Sunday, September 02, 2018
The president wasn't presidential in honoring John McCain. That's precisely his strength
The recent furor over President Donald Trump’s muted response to the death of John McCain last weekend offers renewed insight into the mind of Trump, as well as evidence as to why, despite nearly universally negative coverage by the press, Trump remains as popular as ever with his base. Moreover, he’s gaining support among independents and even blacks.
Donald Trump was not elected to be presidential. America elected the real-estate tycoon/reality-TV star not because they expected the niceties, decorum, and political correctness that are the stock-in-trade of the DC establishment. He was elected to be a political neutron bomb detonated in the heart of the Swamp.

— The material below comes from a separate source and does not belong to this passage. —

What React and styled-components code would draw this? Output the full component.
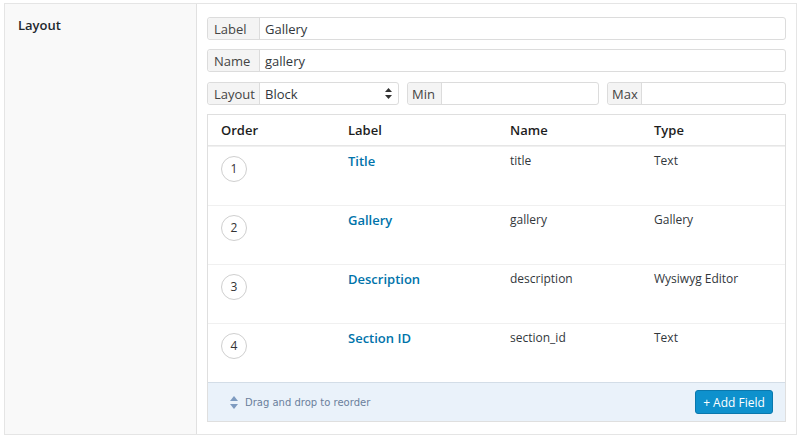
import React from "react";
import styled, { createGlobalStyle } from "styled-components";

const GlobalStyle = createGlobalStyle`
  html, body {
    margin: 0;
    padding: 0;
    background: #fff;
  }
  body {
    font-family: "Open Sans", "Liberation Sans", sans-serif;
    color: #333;
  }
`;

const fields = [
  { order: 1, label: "Title", name: "title", type: "Text" },
  { order: 2, label: "Gallery", name: "gallery", type: "Gallery" },
  { order: 3, label: "Description", name: "description", type: "Wysiwyg Editor" },
  { order: 4, label: "Section ID", name: "section_id", type: "Text" }
];

const App = () => (
  <>
    <GlobalStyle />
    <Page>
      <SettingRow>
        <SettingLabel>Layout</SettingLabel>
        <SettingBody>
          <InputGroup>
            <Prefix $width={52}>Label</Prefix>
            <Value>Gallery</Value>
          </InputGroup>
          <InputGroup>
            <Prefix $width={52}>Name</Prefix>
            <Value>gallery</Value>
          </InputGroup>
          <InlineInputs>
            <InputGroup>
              <Prefix $width={52}>Layout</Prefix>
              <Value>Block</Value>
              <SelectArrows width="7" height="11" viewBox="0 0 7 11">
                <path d="M3.5 0 L7 4 L0 4 Z" fill="#333" />
                <path d="M3.5 11 L7 7 L0 7 Z" fill="#333" />
              </SelectArrows>
            </InputGroup>
            <InputGroup>
              <Prefix $width={34} $narrow>Min</Prefix>
              <Value />
            </InputGroup>
            <InputGroup>
              <Prefix $width={34} $narrow>Max</Prefix>
              <Value />
            </InputGroup>
          </InlineInputs>

          <FieldTable>
            <HeadRow>
              <HeadCell>Order</HeadCell>
              <HeadCell>Label</HeadCell>
              <HeadCell>Name</HeadCell>
              <HeadCell>Type</HeadCell>
            </HeadRow>
            {fields.map(f => (
              <FieldRow key={f.order}>
                <Cell>
                  <OrderBadge>{f.order}</OrderBadge>
                </Cell>
                <Cell>
                  <FieldLink>{f.label}</FieldLink>
                </Cell>
                <Cell>{f.name}</Cell>
                <Cell>{f.type}</Cell>
              </FieldRow>
            ))}
            <Footer>
              <DragHint>
                <svg width="8" height="13" viewBox="0 0 8 13">
                  <path d="M4 0 L8 5 L0 5 Z" fill="#7e9bc0" />
                  <path d="M4 13 L8 8 L0 8 Z" fill="#7e9bc0" />
                </svg>
                Drag and drop to reorder
              </DragHint>
              <AddButton>+ Add Field</AddButton>
            </Footer>
          </FieldTable>
        </SettingBody>
      </SettingRow>
    </Page>
  </>
);

export default App;

const Page = styled.div`
  padding: 3px 3px 0 4px;
`;

const SettingRow = styled.div`
  display: grid;
  grid-template-columns: 192px 1fr;
  border: 1px solid #e5e5e5;
`;

const SettingLabel = styled.div`
  background: #f9f9f9;
  border-right: 1px solid #e1e1e1;
  padding: 13px 13px;
  font-size: 13px;
  line-height: 16px;
  font-weight: 600;
  color: #23282d;
`;

const SettingBody = styled.div`
  background: #fff;
  padding: 13px 10px 12px 10px;
  display: flex;
  flex-direction: column;
  gap: 9px;
`;

const InputGroup = styled.div`
  display: flex;
  align-items: stretch;
  height: 23px;
  box-sizing: border-box;
  border: 1px solid #dcdcdc;
  border-radius: 3px;
  background: #fff;
  position: relative;
  font-size: 13px;
`;

const Prefix = styled.div`
  display: flex;
  align-items: center;
  box-sizing: border-box;
  width: ${p => p.$width}px;
  padding-left: ${p => (p.$narrow ? 4 : 6)}px;
  background: #f4f4f4;
  border-right: 1px solid #dcdcdc;
  border-radius: 3px 0 0 3px;
  color: #444;
`;

const Value = styled.div`
  flex: 1;
  display: flex;
  align-items: center;
  padding: 0 5px;
  color: #32373c;
`;

const SelectArrows = styled.svg`
  position: absolute;
  right: 6px;
  top: 5px;
`;

const InlineInputs = styled.div`
  display: grid;
  grid-template-columns: 192px 192px 1fr;
  column-gap: 8px;
  margin-top: 1px;
`;

const FieldTable = styled.div`
  border: 1px solid #dfdfdf;
`;

const columns = `127px 162px 144px 1fr`;

const HeadRow = styled.div`
  display: grid;
  grid-template-columns: ${columns};
  height: 30px;
  align-items: center;
  border-bottom: 1px solid #e6e6e6;
`;

const HeadCell = styled.div`
  padding-left: 13px;
  font-size: 13px;
  font-weight: 600;
  color: #1d1d1d;
`;

const FieldRow = styled.div`
  display: grid;
  grid-template-columns: ${columns};
  height: 59px;
  box-sizing: border-box;
  border-top: 1px solid #f0f0f0;
  &:first-of-type {
    border-top: none;
  }
`;

const Cell = styled.div`
  padding: 5px 0 0 13px;
  font-size: 12px;
  line-height: 18px;
  color: #32373c;
`;

const OrderBadge = styled.div`
  margin-top: 4px;
  width: 24px;
  height: 24px;
  border: 1px solid #cfcfcf;
  border-radius: 50%;
  display: flex;
  align-items: center;
  justify-content: center;
  font-size: 12px;
  color: #333;
`;

const FieldLink = styled.a`
  font-size: 13px;
  font-weight: 600;
  color: #0073aa;
  text-decoration: none;
  cursor: pointer;
`;

const Footer = styled.div`
  display: flex;
  align-items: center;
  justify-content: space-between;
  height: 39px;
  box-sizing: border-box;
  padding: 0 12px 0 22px;
  background: #eaf2fa;
  border-top: 1px solid #d3dde7;
`;

const DragHint = styled.div`
  display: flex;
  align-items: center;
  gap: 7px;
  font-family: "Comic Sans MS", "DejaVu Sans", sans-serif;
  font-size: 10px;
  color: #6b7f9c;
`;

const AddButton = styled.button`
  height: 24px;
  width: 78px;
  padding: 0;
  border: 1px solid #0a78ad;
  border-radius: 3px;
  background: #0e91cd;
  color: #fff;
  font-family: "Open Sans", "Liberation Sans", sans-serif;
  font-size: 12px;
  cursor: pointer;
`;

Rhetorically and stylistically, Trump is the anti-Reagan. Whereas Ronald Reagan was gracious even to his harshest critics, using a folksy humor to counter their attacks, Trump is a street-brawler with a sledge hammer who leaves no attack unanswered.
This blue-collar-billionaire style infuriates the political and Hollywood elites, but endears him to the millions of Americans in “flyover country” who are routinely mocked and dismissed by elites — which is why no scandal, real or imagined, has been able to dent his core support.
With McCain’s passing, Trump did the bare minimum to recognize the event. That’s because McCain, the epitome of the Washington establishment, loathed Trump, and the feeling was mutual.
Trump received enormous criticism for his initial response to the senator’s passing. Instead of an official statement, he merely tweeted, “My deepest sympathies and respect go out to the family of Senator John McCain. Our hearts and prayers are with you!” Respectful, not effusive, but with the history of feuding between the two, everyone read between the lines. Trump reportedly told advisers he did not want to lavish praise on McCain because everyone would recognize it was not genuine.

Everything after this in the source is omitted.